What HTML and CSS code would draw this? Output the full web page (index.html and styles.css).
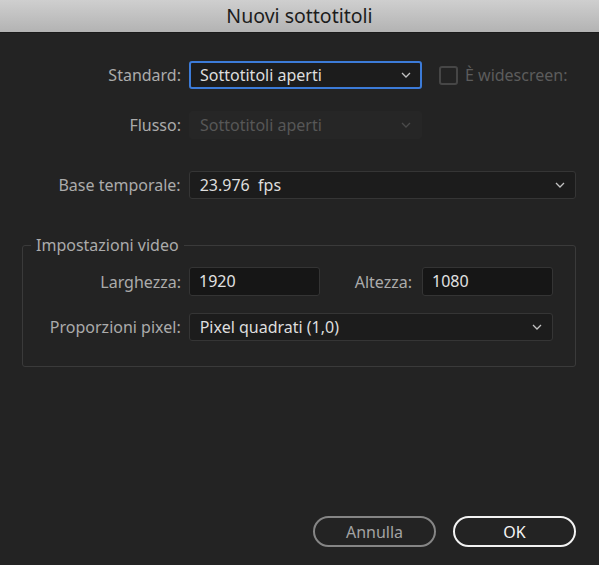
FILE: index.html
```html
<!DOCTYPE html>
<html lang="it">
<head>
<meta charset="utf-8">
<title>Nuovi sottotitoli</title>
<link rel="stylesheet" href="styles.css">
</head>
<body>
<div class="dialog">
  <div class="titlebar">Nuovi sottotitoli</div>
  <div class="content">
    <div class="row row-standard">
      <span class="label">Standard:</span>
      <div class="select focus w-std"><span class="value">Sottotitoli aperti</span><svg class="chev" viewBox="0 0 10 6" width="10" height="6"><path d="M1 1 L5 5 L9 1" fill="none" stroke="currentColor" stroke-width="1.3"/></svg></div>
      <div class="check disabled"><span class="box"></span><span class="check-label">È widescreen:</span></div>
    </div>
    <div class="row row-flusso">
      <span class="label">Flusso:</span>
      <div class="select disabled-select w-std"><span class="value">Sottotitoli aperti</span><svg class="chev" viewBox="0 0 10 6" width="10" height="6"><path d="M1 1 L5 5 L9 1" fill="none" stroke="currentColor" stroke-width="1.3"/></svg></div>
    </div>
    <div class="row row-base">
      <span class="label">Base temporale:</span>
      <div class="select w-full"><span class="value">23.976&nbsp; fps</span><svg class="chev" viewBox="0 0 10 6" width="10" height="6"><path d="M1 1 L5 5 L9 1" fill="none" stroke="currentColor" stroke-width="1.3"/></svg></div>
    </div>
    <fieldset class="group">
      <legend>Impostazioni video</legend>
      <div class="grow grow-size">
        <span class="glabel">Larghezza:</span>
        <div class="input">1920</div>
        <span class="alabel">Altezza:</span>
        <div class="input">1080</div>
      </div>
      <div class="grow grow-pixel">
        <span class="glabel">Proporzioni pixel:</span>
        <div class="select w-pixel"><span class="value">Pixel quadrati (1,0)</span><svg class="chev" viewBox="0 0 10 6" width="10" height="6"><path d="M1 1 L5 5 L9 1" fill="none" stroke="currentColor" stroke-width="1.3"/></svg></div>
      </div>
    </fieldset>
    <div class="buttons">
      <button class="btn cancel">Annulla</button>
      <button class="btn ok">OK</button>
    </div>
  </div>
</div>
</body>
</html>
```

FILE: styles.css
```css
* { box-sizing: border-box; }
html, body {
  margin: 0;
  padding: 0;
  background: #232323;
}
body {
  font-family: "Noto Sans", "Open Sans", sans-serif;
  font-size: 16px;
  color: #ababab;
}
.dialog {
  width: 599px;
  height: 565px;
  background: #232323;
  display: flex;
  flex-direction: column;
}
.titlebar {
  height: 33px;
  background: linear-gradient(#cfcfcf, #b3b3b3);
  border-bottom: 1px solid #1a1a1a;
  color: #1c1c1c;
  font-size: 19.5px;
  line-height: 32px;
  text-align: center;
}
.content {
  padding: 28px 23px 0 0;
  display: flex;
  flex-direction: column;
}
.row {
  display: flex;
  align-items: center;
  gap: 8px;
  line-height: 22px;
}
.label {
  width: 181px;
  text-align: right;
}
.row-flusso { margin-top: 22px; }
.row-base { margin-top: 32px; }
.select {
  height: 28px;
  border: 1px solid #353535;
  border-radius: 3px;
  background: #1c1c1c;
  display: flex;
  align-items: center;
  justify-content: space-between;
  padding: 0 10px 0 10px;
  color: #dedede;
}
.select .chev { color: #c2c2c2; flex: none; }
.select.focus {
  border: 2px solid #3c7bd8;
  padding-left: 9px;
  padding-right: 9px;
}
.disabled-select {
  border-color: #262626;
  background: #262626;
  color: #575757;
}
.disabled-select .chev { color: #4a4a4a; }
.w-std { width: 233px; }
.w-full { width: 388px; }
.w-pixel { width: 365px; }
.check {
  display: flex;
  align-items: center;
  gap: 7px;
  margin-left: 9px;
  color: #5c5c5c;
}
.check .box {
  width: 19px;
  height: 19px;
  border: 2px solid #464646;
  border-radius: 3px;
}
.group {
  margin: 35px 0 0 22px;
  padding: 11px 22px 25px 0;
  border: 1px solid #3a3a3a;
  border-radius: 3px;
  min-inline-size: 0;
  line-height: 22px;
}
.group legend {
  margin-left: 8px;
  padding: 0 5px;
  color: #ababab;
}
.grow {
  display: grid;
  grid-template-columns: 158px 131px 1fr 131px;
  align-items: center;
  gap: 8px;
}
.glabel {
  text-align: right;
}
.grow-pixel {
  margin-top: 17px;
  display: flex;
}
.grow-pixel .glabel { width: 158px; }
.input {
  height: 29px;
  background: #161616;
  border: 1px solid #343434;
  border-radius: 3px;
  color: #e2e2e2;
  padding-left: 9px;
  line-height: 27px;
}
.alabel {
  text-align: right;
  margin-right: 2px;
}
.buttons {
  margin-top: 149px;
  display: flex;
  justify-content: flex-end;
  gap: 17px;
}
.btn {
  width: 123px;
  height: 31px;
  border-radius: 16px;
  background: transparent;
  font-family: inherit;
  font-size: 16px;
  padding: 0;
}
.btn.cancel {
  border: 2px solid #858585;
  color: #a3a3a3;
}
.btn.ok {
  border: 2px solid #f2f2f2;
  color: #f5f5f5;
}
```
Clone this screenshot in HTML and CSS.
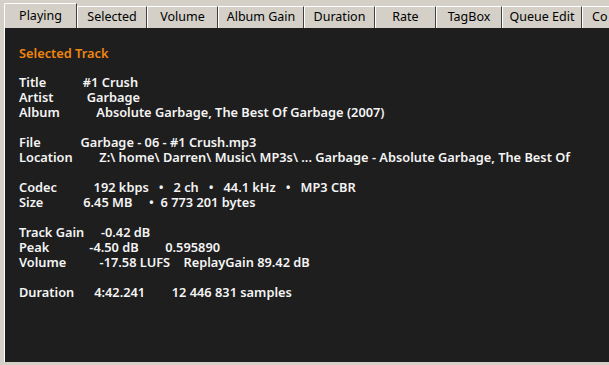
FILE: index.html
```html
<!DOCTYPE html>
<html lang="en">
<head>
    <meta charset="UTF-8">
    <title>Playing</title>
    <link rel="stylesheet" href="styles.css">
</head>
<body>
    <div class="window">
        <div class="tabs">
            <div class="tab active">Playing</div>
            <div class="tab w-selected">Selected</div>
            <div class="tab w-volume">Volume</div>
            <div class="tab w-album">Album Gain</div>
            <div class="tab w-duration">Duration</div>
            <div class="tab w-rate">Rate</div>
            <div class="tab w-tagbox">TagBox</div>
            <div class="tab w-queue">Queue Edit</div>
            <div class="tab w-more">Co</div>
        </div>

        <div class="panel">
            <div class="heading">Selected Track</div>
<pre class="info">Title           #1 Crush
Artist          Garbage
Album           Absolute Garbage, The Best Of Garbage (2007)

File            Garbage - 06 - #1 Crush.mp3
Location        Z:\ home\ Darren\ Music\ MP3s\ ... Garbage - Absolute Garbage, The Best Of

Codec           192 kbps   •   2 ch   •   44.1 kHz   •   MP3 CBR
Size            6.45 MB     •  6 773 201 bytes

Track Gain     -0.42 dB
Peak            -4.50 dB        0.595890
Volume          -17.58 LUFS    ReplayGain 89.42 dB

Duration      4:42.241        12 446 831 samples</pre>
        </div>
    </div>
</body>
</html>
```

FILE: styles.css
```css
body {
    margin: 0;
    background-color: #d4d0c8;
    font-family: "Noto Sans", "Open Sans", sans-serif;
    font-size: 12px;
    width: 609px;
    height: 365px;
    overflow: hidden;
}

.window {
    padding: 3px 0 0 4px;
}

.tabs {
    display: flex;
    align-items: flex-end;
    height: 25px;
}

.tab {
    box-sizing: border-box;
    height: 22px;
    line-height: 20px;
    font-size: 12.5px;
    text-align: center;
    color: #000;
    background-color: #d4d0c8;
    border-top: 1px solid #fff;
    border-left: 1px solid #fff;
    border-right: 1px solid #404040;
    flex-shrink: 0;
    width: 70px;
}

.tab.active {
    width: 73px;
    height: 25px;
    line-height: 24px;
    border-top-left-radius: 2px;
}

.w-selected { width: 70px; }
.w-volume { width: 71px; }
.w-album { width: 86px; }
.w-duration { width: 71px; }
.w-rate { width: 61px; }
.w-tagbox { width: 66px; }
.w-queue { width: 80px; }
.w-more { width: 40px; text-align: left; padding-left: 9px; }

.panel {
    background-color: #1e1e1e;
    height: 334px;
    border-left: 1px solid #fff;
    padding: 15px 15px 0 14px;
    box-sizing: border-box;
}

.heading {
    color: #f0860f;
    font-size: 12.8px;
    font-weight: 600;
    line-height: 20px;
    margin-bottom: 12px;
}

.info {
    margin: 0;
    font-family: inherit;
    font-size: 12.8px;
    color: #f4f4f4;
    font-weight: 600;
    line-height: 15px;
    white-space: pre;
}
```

* _YOUR OBJECTIVE_
Show the lines of the material that contain the word "this".

* _IN RESPONSE_
What HTML and CSS code would draw this? Output the full web page (index.html and styles.css).
Clone this screenshot in HTML and CSS.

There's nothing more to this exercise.